Unpacking, we giggled and talked into the evening. Lights went on as the blackness of night peered in from the window. My roommate turned from her make-up mirror toward me. “Hey, aren’t you coming tonight?”

“Nah, kind of tired,” I said. “Think I’ll stay in. Besides, I’m not into that kind of music.”

What a lie. I would’ve loved to be with my friends and potentially meet new ones. But the thought of running into someone, falling down steps, or having to hang onto my friends to walk in the dark areas of campus wiped out any longing to venture out.

“Honey, not being able to see at night isn’t the end of the world. You’ll be fine,” Mom had said. But I wasn’t fine. I was miserable, angry and lonely. Mom had noticed my “accidents” before when I ran into people, furniture or even walls when the lighting was too dim — dim for me, but not for the rest of the world.
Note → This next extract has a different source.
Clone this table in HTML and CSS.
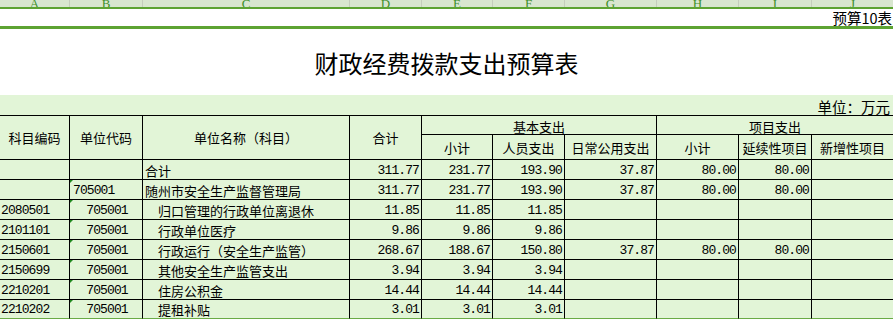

Only a couple of weeks went by and the dreaded possibility happened. A guy in my Humanities class asked me out. My palms grew sweaty, but I gave him a smile and with gentle words, turned him down. The next week he asked again. Finally, out of nowhere, the truth came out. Maybe I thought telling him the real reason would dissuade him. But, to my shock, he shrugged his shoulders and said, “No big deal. If you have trouble seeing, just hold on to me.”

Hold on to him? I didn’t even know him, but the possibility provided a glimpse of hope. If not, my dating would have to be limited to daytime hours — a ridiculous thought.

Everything changed weeks later. As I strode down the hall toward the cafeteria, I spotted a student in a wheelchair. Unable to use his hands, he moved down the hall while pushing his wheelchair backwards with his foot. With awkward movements, he turned the corner and his books slipped out from his bag. I rushed to pick them up, placed them in the bag and patted his thin, crooked hand. “No problem, they’re all back where they should be.”

The hint of a smile that shone through the sharp movements of his head planted reality in me. He didn’t seem to mind his appearance or the gawky way he maneuvered through campus. I took that image with me to my room that day. In my insecurity, I’d built walls that kept opportunities out and instead, locked myself in my grief. The following week, the same guy who’d asked me out earlier, asked again and I accepted.

With that date, a whirlwind of dating began. Each person provided just enough assistance to navigate through places with dim lighting. Though I never ventured out alone at night, I sensed freedom when I accepted other’s assistance. But what shone brighter yet was letting go of my secret.

During my senior year in college, I met the love of my life. But eventually, my vision diminished, robbing even my daytime sight. Devastated, I rewound the scene of the student in his wheelchair who pressed on. And even when complete blindness eventually dropped a black curtain into my world, I remembered how he pushed his chair backwards with determination to move forward. I also used my resolve and drive to face my obstacles and learned new ways to navigate through life. And rather than be impaired by self-pity, I learned to navigate through life by pushing my own wheelchair of perseverance.